BARCELONA, Spain — Investors have panned his shake-up strategy, and employees are rankled. Now, Nokia’s Stephen Elop, the first non-Finn to lead the world’s largest maker of phones, is in a hurry to justify his decision to ditch the company’s smartphone software in favor of a former employer’s, Microsoft.
He has a lot of ground to cover.
Nokia’s stock, which lost 14 percent after the Microsoft deal was announced Friday, fell by more than 5 percent Monday. Nokia employees showed their displeasure with the software switch Friday, using flex time to head home en masse.
Elop presented his case to both investors and employees at the world’s largest cellphone trade show, which opened Monday in Barcelona.
In a message to investors, Elop said Sunday that the deal means billions of dollars for Nokia from Microsoft, in addition to benefits such as lower software-development costs.

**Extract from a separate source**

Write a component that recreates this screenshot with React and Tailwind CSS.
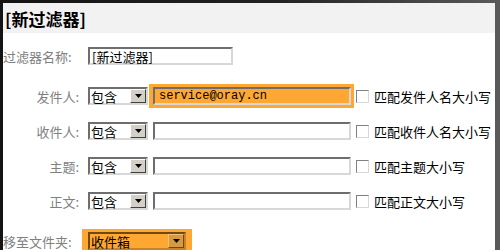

Elop, who is Canadian, discussed employee reactions during an interview with The Associated Press. “Every employee goes through an emotional journey, and the emotional journey is difficult because this is such a big change,” he said. “I’ve had 4½ months to go through my emotional journey, ending up in a very different position from what I had assumed when I first joined.”
Nokia has been losing market share to Apple, Google and others that have moved aggressively into the smartphone market. The company’s worldwide market share in smartphones was just over 30 percent in the fourth quarter, down from 40 percent a year earlier.
Microsoft launched a new phone-operating system, Windows Phone 7, late last year. Reviewers hailed it as big improvement over previous attempts, but so far, it hasn’t made a dent in the dominance of Google’s Android software and Apple’s iPhone.